Dataset section:
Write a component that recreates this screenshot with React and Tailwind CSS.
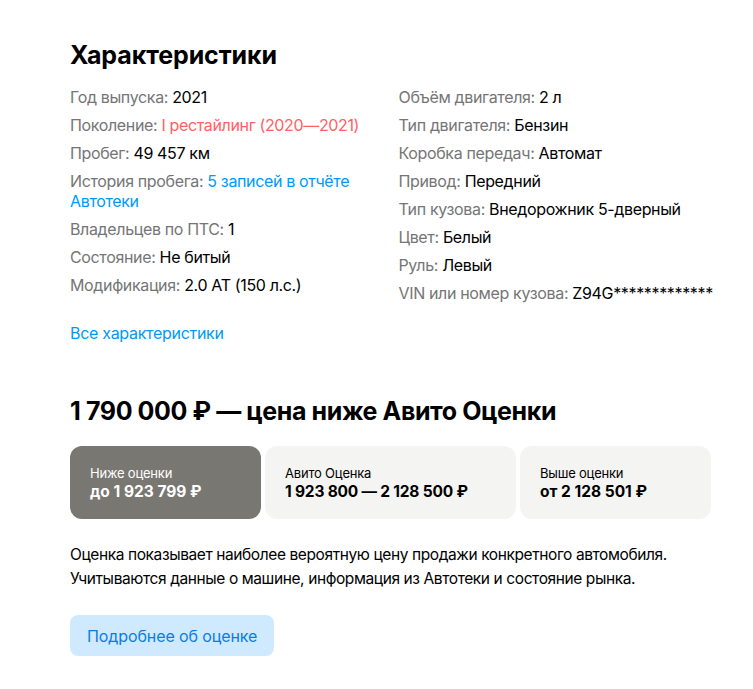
import React from "react";

const left = [
  { label: "Год выпуска", value: "2021" },
  { label: "Поколение", value: "I рестайлинг (2020—2021)", tone: "red" },
  { label: "Пробег", value: "49 457 км" },
  { label: "История пробега", value: "5 записей в отчёте Автотеки", tone: "blue" },
  { label: "Владельцев по ПТС", value: "1" },
  { label: "Состояние", value: "Не битый" },
  { label: "Модификация", value: "2.0 AT (150 л.с.)" },
];

const right = [
  { label: "Объём двигателя", value: "2 л" },
  { label: "Тип двигателя", value: "Бензин" },
  { label: "Коробка передач", value: "Автомат" },
  { label: "Привод", value: "Передний" },
  { label: "Тип кузова", value: "Внедорожник 5-дверный" },
  { label: "Цвет", value: "Белый" },
  { label: "Руль", value: "Левый" },
  { label: "VIN или номер кузова", value: "Z94G*************" },
];

function Row({ label, value, tone }) {
  const valueClass =
    tone === "red" ? "text-[#ff6163]" : tone === "blue" ? "text-[#0099f7]" : "text-black";
  return (
    <li className="text-[16px] leading-5 tracking-[-0.35px] text-[#757575]">
      {label}: <span className={valueClass}>{value}</span>
    </li>
  );
}

export default function App() {
  return (
    <div className="min-h-screen bg-white" style={{ fontFamily: "Inter, 'Noto Sans', sans-serif" }}>
      <div className="w-[641px] ml-[70px] pt-[39px]">
        {/* Specs */}
        <h2 className="text-[25px] leading-8 font-bold text-black tracking-[-0.1px]">Характеристики</h2>
        <div className="grid grid-cols-2 gap-x-4 mt-4">
          <ul className="flex flex-col gap-2">
            {left.map((r) => (
              <Row key={r.label} {...r} />
            ))}
          </ul>
          <ul className="flex flex-col gap-2 whitespace-nowrap">
            {right.map((r) => (
              <Row key={r.label} {...r} />
            ))}
          </ul>
        </div>
        <a className="block mt-5 text-[16px] leading-5 tracking-[-0.3px] text-[#0099f7]">Все характеристики</a>

        {/* Price */}
        <h2 className="mt-[53px] text-[25px] leading-[30px] font-bold text-black tracking-[-0.4px]">
          1 790 000 ₽ — цена ниже Авито Оценки
        </h2>
        <div className="flex gap-[4px] mt-5">
          <div className="w-[191px] h-[73px] rounded-xl bg-[#797772] px-5 flex flex-col justify-center text-white">
            <span className="text-[13px] leading-[18px] tracking-[-0.2px]">Ниже оценки</span>
            <span className="text-[15.5px] leading-5 font-bold">до 1 923 799 ₽</span>
          </div>
          <div className="w-[251px] h-[73px] rounded-xl bg-[#f4f4f3] px-5 flex flex-col justify-center text-black">
            <span className="text-[13px] leading-[18px] tracking-[-0.2px]">Авито Оценка</span>
            <span className="text-[15.5px] leading-5 font-bold tracking-[-0.2px]">1 923 800 — 2 128 500 ₽</span>
          </div>
          <div className="flex-1 h-[73px] rounded-xl bg-[#f4f4f3] px-5 flex flex-col justify-center text-black">
            <span className="text-[13px] leading-[18px] tracking-[-0.2px]">Выше оценки</span>
            <span className="text-[15.5px] leading-5 font-bold">от 2 128 501 ₽</span>
          </div>
        </div>

        <p className="mt-6 text-[15.5px] leading-6 tracking-[-0.4px] text-black whitespace-nowrap">
          Оценка показывает наиболее вероятную цену продажи конкретного автомобиля.
          <br />
          Учитываются данные о машине, информация из Автотеки и состояние рынка.
        </p>
        <button className="mt-6 h-[41px] px-[17px] rounded-lg bg-[#cfeaff] text-[16px] tracking-[-0.1px] text-[#0a7ce6]">
          Подробнее об оценке
        </button>
      </div>
    </div>
  );
}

Task instructions:
Transcribe all the lines above exactly, apart from the pictures.

Exercise output:
Write a component that recreates this screenshot with React and Tailwind CSS.
import React from "react";

const left = [
  { label: "Год выпуска", value: "2021" },
  { label: "Поколение", value: "I рестайлинг (2020—2021)", tone: "red" },
  { label: "Пробег", value: "49 457 км" },
  { label: "История пробега", value: "5 записей в отчёте Автотеки", tone: "blue" },
  { label: "Владельцев по ПТС", value: "1" },
  { label: "Состояние", value: "Не битый" },
  { label: "Модификация", value: "2.0 AT (150 л.с.)" },
];

const right = [
  { label: "Объём двигателя", value: "2 л" },
  { label: "Тип двигателя", value: "Бензин" },
  { label: "Коробка передач", value: "Автомат" },
  { label: "Привод", value: "Передний" },
  { label: "Тип кузова", value: "Внедорожник 5-дверный" },
  { label: "Цвет", value: "Белый" },
  { label: "Руль", value: "Левый" },
  { label: "VIN или номер кузова", value: "Z94G*************" },
];

function Row({ label, value, tone }) {
  const valueClass =
    tone === "red" ? "text-[#ff6163]" : tone === "blue" ? "text-[#0099f7]" : "text-black";
  return (
    <li className="text-[16px] leading-5 tracking-[-0.35px] text-[#757575]">
      {label}: <span className={valueClass}>{value}</span>
    </li>
  );
}

export default function App() {
  return (
    <div className="min-h-screen bg-white" style={{ fontFamily: "Inter, 'Noto Sans', sans-serif" }}>
      <div className="w-[641px] ml-[70px] pt-[39px]">
        {/* Specs */}
        <h2 className="text-[25px] leading-8 font-bold text-black tracking-[-0.1px]">Характеристики</h2>
        <div className="grid grid-cols-2 gap-x-4 mt-4">
          <ul className="flex flex-col gap-2">
            {left.map((r) => (
              <Row key={r.label} {...r} />
            ))}
          </ul>
          <ul className="flex flex-col gap-2 whitespace-nowrap">
            {right.map((r) => (
              <Row key={r.label} {...r} />
            ))}
          </ul>
        </div>
        <a className="block mt-5 text-[16px] leading-5 tracking-[-0.3px] text-[#0099f7]">Все характеристики</a>

        {/* Price */}
        <h2 className="mt-[53px] text-[25px] leading-[30px] font-bold text-black tracking-[-0.4px]">
          1 790 000 ₽ — цена ниже Авито Оценки
        </h2>
        <div className="flex gap-[4px] mt-5">
          <div className="w-[191px] h-[73px] rounded-xl bg-[#797772] px-5 flex flex-col justify-center text-white">
            <span className="text-[13px] leading-[18px] tracking-[-0.2px]">Ниже оценки</span>
            <span className="text-[15.5px] leading-5 font-bold">до 1 923 799 ₽</span>
          </div>
          <div className="w-[251px] h-[73px] rounded-xl bg-[#f4f4f3] px-5 flex flex-col justify-center text-black">
            <span className="text-[13px] leading-[18px] tracking-[-0.2px]">Авито Оценка</span>
            <span className="text-[15.5px] leading-5 font-bold tracking-[-0.2px]">1 923 800 — 2 128 500 ₽</span>
          </div>
          <div className="flex-1 h-[73px] rounded-xl bg-[#f4f4f3] px-5 flex flex-col justify-center text-black">
            <span className="text-[13px] leading-[18px] tracking-[-0.2px]">Выше оценки</span>
            <span className="text-[15.5px] leading-5 font-bold">от 2 128 501 ₽</span>
          </div>
        </div>

        <p className="mt-6 text-[15.5px] leading-6 tracking-[-0.4px] text-black whitespace-nowrap">
          Оценка показывает наиболее вероятную цену продажи конкретного автомобиля.
          <br />
          Учитываются данные о машине, информация из Автотеки и состояние рынка.
        </p>
        <button className="mt-6 h-[41px] px-[17px] rounded-lg bg-[#cfeaff] text-[16px] tracking-[-0.1px] text-[#0a7ce6]">
          Подробнее об оценке
        </button>
      </div>
    </div>
  );
}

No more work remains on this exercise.